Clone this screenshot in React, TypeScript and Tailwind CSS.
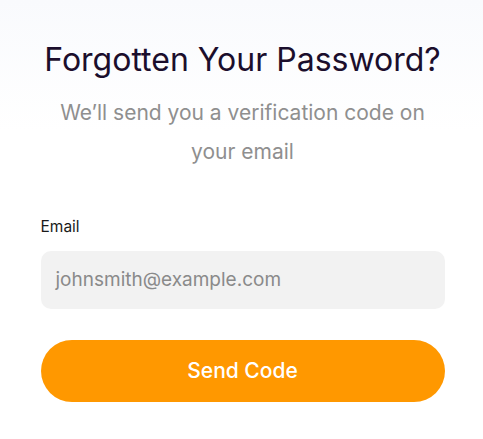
export default function App() {
  return (
    <div
      className="min-h-[439px] w-full bg-[linear-gradient(to_bottom,#f9fafd_0%,#ffffff_30%)] pt-[38px]"
      style={{ fontFamily: "Inter, 'Noto Sans', sans-serif" }}
    >
      <div className="mx-auto flex w-[404px] translate-x-[1px] flex-col">
        <h1 className="text-center text-[32px] leading-[44px] font-normal text-[#1b0e2c]">
          Forgotten Your Password?
        </h1>
        <p className="mx-auto mt-[11px] w-[390px] text-center text-[21px] leading-[39px] text-[#8f8f8f]">
          We’ll send you a verification code on your email
        </p>
        <label className="mt-[46px] text-[15.5px] leading-[20px] text-[#1a1a1a]">Email</label>
        <div className="mt-[14px] flex h-[58px] items-center rounded-[10px] bg-[#f2f2f2] px-[15px]">
          <span className="text-[19px] text-[#8a8a8a]">johnsmith@example.com</span>
        </div>
        <button className="mt-[31px] flex h-[62px] items-center justify-center rounded-full bg-[#ff9800] text-[21px] font-medium text-white">
          Send Code
        </button>
      </div>
    </div>
  );
}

· · ·

> **EXERCISE GOAL**
Transcribe the full listing character for character. Pictures are excluded.

> **EXERCISE RESULT**
Clone this screenshot in React, TypeScript and Tailwind CSS.
export default function App() {
  return (
    <div
      className="min-h-[439px] w-full bg-[linear-gradient(to_bottom,#f9fafd_0%,#ffffff_30%)] pt-[38px]"
      style={{ fontFamily: "Inter, 'Noto Sans', sans-serif" }}
    >
      <div className="mx-auto flex w-[404px] translate-x-[1px] flex-col">
        <h1 className="text-center text-[32px] leading-[44px] font-normal text-[#1b0e2c]">
          Forgotten Your Password?
        </h1>
        <p className="mx-auto mt-[11px] w-[390px] text-center text-[21px] leading-[39px] text-[#8f8f8f]">
          We’ll send you a verification code on your email
        </p>
        <label className="mt-[46px] text-[15.5px] leading-[20px] text-[#1a1a1a]">Email</label>
        <div className="mt-[14px] flex h-[58px] items-center rounded-[10px] bg-[#f2f2f2] px-[15px]">
          <span className="text-[19px] text-[#8a8a8a]">johnsmith@example.com</span>
        </div>
        <button className="mt-[31px] flex h-[62px] items-center justify-center rounded-full bg-[#ff9800] text-[21px] font-medium text-white">
          Send Code
        </button>
      </div>
    </div>
  );
}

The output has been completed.